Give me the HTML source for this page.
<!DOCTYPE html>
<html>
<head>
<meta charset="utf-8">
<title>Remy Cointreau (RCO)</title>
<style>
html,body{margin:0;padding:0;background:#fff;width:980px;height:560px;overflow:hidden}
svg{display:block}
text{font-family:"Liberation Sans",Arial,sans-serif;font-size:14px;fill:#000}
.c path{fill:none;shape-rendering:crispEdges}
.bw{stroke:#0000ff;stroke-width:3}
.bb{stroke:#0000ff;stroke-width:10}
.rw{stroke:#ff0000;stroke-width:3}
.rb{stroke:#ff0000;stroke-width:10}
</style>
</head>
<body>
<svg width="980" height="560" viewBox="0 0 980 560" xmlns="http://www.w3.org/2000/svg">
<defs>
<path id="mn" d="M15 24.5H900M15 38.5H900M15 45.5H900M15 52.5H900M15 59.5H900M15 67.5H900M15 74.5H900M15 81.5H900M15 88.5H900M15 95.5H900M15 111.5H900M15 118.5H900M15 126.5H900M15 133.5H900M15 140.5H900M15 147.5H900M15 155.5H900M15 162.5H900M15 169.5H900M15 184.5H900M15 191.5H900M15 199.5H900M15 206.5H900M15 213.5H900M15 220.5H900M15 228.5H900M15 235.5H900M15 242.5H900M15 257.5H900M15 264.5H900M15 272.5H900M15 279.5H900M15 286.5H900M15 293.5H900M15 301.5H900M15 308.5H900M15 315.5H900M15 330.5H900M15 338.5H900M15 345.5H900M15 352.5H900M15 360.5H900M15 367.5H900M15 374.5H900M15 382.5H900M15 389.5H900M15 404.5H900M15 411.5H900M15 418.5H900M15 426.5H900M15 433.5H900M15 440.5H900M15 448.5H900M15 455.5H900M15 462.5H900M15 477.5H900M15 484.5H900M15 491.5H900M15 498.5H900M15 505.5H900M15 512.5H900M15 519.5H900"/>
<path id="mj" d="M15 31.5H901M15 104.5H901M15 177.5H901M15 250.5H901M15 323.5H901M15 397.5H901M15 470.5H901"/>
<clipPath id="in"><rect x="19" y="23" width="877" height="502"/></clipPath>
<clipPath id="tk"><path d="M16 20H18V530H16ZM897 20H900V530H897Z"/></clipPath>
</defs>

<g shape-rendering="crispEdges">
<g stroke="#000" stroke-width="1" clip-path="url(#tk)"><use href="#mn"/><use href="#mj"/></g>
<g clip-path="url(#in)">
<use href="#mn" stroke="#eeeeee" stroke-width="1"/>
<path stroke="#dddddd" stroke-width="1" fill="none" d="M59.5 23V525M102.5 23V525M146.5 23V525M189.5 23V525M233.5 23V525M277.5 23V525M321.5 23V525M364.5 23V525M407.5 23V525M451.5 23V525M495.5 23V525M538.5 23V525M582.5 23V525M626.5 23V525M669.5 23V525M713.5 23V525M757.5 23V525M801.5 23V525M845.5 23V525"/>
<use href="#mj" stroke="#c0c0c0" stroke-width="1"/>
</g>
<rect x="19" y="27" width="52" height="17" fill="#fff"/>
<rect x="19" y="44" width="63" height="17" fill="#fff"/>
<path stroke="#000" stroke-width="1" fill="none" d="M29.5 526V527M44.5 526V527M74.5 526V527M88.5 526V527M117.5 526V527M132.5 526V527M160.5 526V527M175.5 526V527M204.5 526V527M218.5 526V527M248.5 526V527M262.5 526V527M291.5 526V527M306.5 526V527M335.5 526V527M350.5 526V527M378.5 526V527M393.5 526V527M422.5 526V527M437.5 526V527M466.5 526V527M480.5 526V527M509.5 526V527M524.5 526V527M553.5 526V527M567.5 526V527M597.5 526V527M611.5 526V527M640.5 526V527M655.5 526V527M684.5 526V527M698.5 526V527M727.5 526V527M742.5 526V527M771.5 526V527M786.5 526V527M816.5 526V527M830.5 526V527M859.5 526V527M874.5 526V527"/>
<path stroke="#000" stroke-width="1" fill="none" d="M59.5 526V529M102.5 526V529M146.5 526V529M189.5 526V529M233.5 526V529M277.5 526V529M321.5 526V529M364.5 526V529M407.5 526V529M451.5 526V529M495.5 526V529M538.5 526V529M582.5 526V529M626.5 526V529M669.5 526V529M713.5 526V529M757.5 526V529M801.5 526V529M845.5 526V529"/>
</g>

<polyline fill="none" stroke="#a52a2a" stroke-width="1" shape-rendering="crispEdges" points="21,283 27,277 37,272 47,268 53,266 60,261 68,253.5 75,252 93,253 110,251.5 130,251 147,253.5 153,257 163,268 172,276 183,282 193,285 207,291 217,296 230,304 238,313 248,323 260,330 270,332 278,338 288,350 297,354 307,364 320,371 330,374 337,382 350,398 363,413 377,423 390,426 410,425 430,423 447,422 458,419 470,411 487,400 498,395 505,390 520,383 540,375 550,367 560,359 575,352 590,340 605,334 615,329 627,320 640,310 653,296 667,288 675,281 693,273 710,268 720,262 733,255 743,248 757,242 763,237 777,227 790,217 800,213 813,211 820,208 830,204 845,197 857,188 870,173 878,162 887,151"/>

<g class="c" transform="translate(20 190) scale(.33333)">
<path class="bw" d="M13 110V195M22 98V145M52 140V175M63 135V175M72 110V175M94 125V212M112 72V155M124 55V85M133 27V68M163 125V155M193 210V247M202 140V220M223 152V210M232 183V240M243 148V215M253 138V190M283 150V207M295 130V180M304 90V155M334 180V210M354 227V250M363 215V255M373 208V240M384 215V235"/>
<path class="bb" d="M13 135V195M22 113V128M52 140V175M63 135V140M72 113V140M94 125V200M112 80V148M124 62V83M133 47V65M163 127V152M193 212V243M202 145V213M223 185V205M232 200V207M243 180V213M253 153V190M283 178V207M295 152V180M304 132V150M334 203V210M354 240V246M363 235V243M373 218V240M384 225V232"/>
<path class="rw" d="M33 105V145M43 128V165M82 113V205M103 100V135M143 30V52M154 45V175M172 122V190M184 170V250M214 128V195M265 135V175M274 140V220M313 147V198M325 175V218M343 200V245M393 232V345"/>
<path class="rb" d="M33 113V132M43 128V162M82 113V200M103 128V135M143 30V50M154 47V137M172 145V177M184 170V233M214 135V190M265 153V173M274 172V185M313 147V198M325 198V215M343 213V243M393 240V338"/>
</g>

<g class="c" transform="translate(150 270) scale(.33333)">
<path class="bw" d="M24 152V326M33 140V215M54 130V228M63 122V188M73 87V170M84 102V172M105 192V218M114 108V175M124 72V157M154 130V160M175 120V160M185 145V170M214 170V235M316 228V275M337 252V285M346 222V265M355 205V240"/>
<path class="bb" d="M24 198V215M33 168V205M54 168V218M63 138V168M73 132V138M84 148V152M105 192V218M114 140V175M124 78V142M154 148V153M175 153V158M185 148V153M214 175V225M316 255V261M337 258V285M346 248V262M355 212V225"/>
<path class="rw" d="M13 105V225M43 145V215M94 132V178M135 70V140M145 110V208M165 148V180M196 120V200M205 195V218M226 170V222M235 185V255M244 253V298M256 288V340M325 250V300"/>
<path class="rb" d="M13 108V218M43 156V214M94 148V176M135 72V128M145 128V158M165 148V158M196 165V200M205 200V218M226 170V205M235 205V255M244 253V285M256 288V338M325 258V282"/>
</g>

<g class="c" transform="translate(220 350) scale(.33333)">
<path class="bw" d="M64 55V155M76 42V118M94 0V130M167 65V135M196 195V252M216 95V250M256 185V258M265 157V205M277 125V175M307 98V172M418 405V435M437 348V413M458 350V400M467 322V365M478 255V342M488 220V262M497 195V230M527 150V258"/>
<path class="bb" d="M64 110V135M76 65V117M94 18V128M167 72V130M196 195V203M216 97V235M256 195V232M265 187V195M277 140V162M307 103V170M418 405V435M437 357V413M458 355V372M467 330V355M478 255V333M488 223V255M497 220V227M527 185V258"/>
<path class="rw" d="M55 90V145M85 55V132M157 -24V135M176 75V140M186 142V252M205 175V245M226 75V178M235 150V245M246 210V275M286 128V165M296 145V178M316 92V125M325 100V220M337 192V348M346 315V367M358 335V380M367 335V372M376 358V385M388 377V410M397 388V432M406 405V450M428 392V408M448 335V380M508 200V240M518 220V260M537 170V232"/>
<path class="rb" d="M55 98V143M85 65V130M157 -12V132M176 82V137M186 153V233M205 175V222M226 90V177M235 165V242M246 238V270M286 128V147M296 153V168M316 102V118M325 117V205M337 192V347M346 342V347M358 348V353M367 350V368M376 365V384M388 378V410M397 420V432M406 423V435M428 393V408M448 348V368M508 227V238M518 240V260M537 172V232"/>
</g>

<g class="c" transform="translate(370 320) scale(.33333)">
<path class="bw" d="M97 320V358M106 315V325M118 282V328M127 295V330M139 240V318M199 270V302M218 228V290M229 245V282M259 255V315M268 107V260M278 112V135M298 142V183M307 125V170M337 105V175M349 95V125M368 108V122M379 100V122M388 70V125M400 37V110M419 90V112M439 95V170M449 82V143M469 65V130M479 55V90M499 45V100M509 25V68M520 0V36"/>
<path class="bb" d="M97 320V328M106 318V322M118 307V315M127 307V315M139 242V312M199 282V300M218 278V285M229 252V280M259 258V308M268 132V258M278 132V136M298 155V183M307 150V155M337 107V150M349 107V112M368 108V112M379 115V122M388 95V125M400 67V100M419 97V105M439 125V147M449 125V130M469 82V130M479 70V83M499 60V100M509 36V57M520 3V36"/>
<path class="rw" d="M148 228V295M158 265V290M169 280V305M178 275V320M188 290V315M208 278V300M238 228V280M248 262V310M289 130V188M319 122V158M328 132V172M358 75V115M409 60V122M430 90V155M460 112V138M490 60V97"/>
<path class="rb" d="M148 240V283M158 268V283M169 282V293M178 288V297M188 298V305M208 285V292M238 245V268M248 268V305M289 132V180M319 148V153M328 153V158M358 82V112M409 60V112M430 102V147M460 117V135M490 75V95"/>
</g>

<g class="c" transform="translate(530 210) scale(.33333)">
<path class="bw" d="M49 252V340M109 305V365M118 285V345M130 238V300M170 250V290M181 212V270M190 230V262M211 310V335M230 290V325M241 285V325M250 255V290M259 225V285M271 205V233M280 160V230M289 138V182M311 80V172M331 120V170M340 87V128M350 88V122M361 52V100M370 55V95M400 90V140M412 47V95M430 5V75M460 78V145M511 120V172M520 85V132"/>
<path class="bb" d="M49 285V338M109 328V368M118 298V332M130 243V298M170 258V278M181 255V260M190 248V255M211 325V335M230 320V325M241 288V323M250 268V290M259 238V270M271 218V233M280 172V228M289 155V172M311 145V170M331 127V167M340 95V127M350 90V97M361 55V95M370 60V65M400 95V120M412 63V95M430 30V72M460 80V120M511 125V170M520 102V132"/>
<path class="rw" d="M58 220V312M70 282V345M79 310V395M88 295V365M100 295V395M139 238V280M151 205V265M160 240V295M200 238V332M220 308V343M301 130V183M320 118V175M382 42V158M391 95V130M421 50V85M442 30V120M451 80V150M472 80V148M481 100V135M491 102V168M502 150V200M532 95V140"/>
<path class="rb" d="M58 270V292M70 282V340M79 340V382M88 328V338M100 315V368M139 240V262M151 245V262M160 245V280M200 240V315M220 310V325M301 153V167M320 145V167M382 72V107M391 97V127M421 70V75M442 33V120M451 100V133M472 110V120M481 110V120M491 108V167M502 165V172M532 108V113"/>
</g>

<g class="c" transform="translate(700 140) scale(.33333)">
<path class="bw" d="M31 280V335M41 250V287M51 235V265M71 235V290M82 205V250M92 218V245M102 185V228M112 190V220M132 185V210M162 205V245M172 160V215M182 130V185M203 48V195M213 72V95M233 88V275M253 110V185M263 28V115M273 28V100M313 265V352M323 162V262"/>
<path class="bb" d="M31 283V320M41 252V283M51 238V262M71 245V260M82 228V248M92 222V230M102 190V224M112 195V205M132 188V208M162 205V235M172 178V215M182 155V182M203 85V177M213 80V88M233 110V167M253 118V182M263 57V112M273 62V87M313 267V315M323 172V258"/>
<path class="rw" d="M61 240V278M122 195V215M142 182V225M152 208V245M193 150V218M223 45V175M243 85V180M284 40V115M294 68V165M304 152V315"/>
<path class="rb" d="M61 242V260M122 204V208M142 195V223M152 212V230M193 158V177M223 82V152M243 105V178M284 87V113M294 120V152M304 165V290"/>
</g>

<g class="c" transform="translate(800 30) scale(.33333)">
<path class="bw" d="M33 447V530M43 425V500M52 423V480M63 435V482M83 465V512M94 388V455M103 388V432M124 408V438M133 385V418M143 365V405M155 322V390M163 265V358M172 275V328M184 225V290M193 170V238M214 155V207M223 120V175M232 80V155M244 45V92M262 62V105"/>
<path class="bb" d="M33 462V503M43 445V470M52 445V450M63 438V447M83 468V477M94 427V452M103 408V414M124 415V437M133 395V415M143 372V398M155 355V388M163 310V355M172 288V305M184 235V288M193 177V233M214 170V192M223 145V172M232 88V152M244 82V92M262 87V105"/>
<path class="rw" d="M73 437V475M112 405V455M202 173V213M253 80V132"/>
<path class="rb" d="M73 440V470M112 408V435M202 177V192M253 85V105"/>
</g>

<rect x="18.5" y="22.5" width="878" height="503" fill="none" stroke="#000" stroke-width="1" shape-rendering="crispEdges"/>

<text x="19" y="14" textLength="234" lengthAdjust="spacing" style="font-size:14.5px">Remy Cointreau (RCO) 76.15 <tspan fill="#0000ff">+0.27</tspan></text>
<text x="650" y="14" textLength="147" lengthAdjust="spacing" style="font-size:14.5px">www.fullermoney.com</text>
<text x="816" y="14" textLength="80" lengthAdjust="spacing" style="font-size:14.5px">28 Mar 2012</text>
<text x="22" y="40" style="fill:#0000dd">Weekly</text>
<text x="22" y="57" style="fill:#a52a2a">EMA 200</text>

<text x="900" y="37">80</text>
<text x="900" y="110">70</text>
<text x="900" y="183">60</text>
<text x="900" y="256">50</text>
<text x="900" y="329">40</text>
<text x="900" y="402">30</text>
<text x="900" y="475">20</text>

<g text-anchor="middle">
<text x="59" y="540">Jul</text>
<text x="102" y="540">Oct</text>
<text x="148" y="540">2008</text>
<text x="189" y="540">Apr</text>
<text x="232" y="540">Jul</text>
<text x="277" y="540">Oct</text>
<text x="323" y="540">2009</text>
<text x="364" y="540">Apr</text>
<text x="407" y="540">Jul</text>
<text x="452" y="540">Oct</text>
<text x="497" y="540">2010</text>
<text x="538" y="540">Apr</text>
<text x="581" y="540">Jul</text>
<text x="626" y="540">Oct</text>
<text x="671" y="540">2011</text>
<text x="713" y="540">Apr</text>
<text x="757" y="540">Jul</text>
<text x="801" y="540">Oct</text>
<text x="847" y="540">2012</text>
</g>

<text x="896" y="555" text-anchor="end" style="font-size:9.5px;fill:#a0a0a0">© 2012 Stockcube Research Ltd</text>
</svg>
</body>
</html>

...

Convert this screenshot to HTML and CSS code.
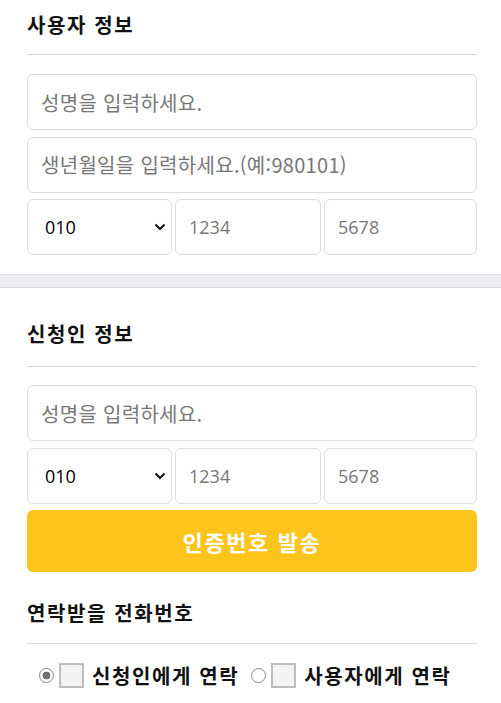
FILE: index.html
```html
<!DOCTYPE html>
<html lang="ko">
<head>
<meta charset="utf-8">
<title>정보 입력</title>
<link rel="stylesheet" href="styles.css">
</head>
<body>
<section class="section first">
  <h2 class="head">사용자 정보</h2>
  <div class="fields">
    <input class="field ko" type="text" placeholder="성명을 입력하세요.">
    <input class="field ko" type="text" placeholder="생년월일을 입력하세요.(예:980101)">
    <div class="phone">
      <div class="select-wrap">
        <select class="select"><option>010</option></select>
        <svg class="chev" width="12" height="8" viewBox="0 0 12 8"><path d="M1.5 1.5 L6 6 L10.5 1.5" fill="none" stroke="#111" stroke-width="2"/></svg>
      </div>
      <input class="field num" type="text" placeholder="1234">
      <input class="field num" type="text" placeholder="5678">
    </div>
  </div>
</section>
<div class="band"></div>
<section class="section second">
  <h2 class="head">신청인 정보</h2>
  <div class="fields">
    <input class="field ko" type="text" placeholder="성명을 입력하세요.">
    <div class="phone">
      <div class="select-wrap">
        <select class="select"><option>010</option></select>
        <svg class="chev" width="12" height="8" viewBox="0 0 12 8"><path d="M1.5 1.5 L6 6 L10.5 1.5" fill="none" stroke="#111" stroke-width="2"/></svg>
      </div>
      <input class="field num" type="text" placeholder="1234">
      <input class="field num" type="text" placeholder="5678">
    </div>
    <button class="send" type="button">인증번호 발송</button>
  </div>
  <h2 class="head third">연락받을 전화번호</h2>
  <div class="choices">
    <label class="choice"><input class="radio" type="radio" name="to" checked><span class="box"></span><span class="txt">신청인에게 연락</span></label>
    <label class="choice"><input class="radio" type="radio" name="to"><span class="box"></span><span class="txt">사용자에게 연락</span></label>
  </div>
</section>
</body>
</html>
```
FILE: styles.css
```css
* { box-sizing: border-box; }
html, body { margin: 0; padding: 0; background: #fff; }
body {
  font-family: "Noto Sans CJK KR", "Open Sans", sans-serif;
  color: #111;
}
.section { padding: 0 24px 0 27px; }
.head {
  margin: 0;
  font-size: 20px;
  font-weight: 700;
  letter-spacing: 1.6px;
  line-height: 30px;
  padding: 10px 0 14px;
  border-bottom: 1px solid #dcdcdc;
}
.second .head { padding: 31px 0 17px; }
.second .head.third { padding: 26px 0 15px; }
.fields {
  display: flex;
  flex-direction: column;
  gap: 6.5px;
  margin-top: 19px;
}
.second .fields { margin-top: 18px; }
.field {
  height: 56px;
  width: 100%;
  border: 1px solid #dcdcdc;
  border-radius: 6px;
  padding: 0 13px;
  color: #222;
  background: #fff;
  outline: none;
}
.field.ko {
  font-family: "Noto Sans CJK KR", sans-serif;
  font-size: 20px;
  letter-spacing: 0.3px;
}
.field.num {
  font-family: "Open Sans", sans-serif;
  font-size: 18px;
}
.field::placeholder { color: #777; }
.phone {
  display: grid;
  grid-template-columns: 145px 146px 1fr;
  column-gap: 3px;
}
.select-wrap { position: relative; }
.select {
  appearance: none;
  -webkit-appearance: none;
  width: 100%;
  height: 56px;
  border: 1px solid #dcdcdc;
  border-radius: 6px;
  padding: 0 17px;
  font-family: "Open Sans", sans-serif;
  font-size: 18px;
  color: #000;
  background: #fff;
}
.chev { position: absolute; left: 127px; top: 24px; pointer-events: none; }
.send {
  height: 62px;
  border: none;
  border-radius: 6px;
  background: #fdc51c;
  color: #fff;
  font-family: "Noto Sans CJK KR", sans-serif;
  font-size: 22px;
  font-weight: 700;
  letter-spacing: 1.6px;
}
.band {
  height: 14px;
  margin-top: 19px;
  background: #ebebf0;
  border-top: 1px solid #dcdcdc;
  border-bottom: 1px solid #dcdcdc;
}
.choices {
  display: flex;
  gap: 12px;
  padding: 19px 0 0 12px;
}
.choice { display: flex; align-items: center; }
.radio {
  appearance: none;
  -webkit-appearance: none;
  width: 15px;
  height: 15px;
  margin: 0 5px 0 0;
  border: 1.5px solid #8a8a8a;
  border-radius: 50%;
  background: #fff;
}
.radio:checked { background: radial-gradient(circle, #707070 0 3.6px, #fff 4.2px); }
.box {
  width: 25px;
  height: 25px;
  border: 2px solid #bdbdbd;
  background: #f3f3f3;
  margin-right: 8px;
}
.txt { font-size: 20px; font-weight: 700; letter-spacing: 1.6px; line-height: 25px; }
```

▶ Goal
Gather all lines from the listing above in which "this" occurs.

▶ Task answer
Give me the HTML source for this page.
Convert this screenshot to HTML and CSS code.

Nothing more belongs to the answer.